I had driven down from Tijuana on a Tuesday afternoon in February, which is not the time most people choose to visit Rosarito. The town was quiet in the way places with a seasonal tourist economy get quiet — not abandoned, just running at a lower frequency. I found a taco stand on Benito Juárez that was doing brisk business regardless of the month, ordered two tacos de camarón with the house salsa verde, and ate standing at a painted metal counter while a small television mounted to the wall played football highlights nobody was watching.

The Long Coast

Rosarito’s beach runs for several kilometers — a long grey-sand stretch where the Pacific arrives cold and serious, nothing like the warm swells I watch from the beach down in Puerto Escondido. The water temperature hovers around 16 or 17 degrees Celsius in winter and rarely climbs much above 20 even in summer. Surfers know this, and they work the break at Playa Rosarito in full wetsuits, riding medium swells that form reliably enough to sustain a small local surf culture year-round.

The malecón is a modest affair — a concrete promenade with painted railings and a handful of vendors selling elotes and churros — but at dusk in winter, when the light drops flat and the pelicans cruise low over the water, it has an unpretentious beauty that more famous coastal towns tend to lose once they learn to monetize it. I walked its full length twice and spent twenty minutes watching teenagers attempt skateboard tricks on pavement that was not designed for it. Nobody was succeeding. Nobody particularly cared.

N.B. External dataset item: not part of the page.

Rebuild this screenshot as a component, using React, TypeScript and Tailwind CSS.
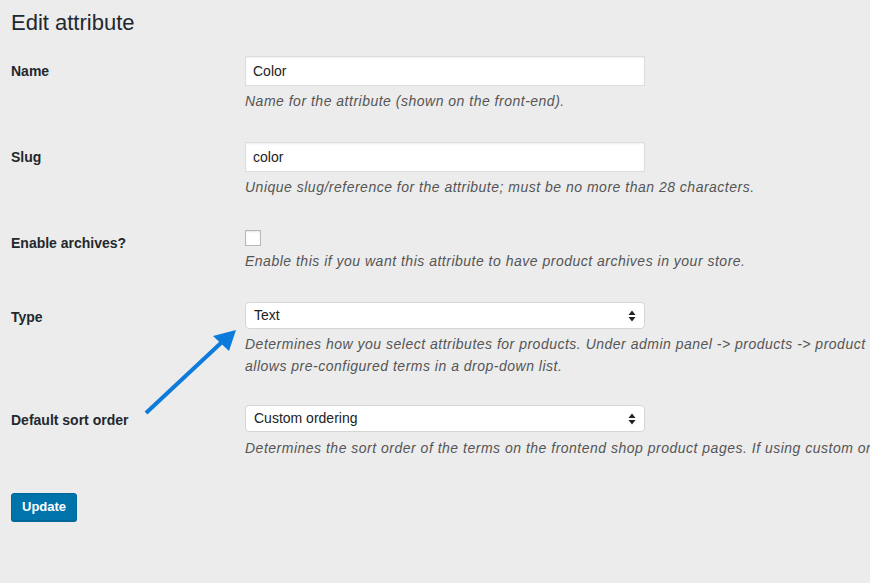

Malecón promenade at Rosarito at dusk, pelicans visible over the flat grey Pacific

What the Stands Are Doing Right

The thing about Rosarito’s food is that it does not announce itself. What there is: fish tacos built in the Baja style — white fish, battered and fried, folded into a corn tortilla with shredded cabbage, crema, and a squeeze of lime — executed with the consistency that comes from doing the same thing correctly for twenty years. The stand I kept returning to was on Avenida Benito Juárez near the Rosarito Beach Hotel, run by a woman who worked two stations simultaneously and never once looked flustered.

Mariscos appear everywhere else — tostadas de jaiba, ceviche in styrofoam cups, aguachile so cold from the lime it made my eyes water. The Tecate flows in large ceramic mugs that are technically illegal to carry on the street but that everyone does anyway. Thirty minutes north sits Puerto Nuevo, a village that has made lobster its entire identity; the drive is worth it for dinner if you are staying more than a day.

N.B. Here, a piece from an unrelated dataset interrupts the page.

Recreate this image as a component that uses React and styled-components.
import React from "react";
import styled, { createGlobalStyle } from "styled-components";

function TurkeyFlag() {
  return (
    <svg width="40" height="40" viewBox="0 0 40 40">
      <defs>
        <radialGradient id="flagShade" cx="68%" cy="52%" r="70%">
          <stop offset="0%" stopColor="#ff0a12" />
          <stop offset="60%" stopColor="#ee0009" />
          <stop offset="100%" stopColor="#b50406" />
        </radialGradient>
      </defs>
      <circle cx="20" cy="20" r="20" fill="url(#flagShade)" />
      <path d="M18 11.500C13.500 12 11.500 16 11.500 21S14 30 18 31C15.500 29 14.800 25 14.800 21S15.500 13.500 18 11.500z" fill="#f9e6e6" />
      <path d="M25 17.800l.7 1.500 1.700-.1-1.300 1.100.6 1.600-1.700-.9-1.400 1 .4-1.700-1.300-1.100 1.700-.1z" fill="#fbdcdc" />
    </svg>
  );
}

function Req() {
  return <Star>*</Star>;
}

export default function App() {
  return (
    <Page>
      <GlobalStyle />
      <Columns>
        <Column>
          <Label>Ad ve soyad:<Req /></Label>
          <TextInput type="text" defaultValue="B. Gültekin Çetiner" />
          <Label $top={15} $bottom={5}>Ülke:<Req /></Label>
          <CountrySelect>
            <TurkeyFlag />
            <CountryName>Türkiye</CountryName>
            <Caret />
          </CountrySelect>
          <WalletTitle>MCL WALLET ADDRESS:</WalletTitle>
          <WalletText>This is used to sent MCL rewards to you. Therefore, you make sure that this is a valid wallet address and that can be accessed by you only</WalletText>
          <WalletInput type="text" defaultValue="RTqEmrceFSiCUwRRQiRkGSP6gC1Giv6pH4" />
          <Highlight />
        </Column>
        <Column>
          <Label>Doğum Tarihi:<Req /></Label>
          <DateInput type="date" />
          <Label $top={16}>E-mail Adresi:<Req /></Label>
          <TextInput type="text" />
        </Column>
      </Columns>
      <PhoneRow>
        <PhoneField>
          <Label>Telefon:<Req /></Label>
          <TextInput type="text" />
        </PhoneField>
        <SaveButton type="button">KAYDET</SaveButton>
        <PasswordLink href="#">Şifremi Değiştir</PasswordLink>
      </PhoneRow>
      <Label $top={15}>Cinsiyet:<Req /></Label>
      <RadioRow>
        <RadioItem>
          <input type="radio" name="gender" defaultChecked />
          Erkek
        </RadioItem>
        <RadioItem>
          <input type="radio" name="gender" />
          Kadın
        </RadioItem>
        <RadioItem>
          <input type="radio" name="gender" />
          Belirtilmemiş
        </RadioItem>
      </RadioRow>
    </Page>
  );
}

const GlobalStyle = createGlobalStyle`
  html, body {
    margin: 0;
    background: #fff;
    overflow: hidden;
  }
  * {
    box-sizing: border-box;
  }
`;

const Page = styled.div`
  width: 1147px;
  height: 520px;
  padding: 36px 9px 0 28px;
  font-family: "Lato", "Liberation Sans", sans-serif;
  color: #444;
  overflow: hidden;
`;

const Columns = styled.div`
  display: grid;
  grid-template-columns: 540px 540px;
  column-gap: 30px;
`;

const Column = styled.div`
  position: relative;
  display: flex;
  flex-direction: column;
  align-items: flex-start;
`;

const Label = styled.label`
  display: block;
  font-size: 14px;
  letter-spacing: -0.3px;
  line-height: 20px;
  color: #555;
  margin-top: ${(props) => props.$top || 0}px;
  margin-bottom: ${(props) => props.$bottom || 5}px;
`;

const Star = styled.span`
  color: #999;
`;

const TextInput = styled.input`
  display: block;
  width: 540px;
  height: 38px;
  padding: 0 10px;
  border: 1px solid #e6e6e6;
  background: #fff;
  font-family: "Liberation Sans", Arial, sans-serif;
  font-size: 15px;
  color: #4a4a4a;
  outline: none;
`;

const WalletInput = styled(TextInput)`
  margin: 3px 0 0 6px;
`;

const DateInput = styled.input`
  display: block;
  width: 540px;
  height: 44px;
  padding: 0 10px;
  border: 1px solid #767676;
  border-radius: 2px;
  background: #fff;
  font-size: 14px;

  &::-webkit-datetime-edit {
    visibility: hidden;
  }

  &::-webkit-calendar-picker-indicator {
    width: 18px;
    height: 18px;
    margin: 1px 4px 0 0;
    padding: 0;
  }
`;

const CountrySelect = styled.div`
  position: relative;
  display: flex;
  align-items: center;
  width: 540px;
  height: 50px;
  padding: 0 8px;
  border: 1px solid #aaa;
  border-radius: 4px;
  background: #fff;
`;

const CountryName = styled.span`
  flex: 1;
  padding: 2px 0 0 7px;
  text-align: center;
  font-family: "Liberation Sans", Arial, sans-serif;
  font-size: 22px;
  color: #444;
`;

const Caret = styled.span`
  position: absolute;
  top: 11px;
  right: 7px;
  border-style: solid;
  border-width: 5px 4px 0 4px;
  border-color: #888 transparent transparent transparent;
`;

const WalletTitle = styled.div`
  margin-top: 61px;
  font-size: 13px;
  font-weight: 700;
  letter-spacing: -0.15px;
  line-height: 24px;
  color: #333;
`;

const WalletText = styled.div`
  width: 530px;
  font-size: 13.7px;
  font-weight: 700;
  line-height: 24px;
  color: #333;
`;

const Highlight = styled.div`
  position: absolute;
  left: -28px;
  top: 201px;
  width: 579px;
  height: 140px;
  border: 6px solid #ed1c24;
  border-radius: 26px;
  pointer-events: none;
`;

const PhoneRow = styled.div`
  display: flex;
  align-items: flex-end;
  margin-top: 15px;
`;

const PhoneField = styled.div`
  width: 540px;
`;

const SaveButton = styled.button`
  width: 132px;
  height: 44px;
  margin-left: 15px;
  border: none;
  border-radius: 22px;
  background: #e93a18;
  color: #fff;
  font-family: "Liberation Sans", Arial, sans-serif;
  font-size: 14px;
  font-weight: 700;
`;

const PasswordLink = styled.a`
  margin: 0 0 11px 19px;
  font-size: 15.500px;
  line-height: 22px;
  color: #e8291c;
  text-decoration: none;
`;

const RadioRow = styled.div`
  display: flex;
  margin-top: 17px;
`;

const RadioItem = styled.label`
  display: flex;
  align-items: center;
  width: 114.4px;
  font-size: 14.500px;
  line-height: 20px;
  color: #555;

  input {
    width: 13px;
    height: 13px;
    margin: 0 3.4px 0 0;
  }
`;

Baja-style fish taco on a corn tortilla with shredded cabbage and crema, lime wedge on the side

A City That Survived Its Own Fame

In 1996, Fox Studios built a full-scale replica of the Titanic near Rosarito for James Cameron’s film — a production that employed thousands of locals and briefly made this small coastal town famous for something entirely unrelated to itself. Fox Studios Baja still operates. The references remain: a museum, occasional tours, a mural or two. But the city itself has quietly gotten on with things. The taco stands do not care about James Cameron. The surfers do not. The woman at the mariscos counter who refills your lime bowl without being asked — she definitely does not.

That self-possession is what makes Rosarito worth the detour. It is a working town on a beautiful coast that briefly became famous for something else, shrugged, and went back to work.

Colorful taco stands and street vendors along Avenida Benito Juárez in central Rosarito on a quiet weekday afternoon

Getting There

Rosarito sits 30 kilometers south of Tijuana on the toll road Ruta Federal 1-D. From Tijuana’s city center the drive takes around thirty minutes; from the San Ysidro border crossing in San Diego, plan for forty-five to sixty minutes depending on crossing wait times. Local taxis and shared transport run regularly from Tijuana’s central bus terminal. The nearest airport is Tijuana International.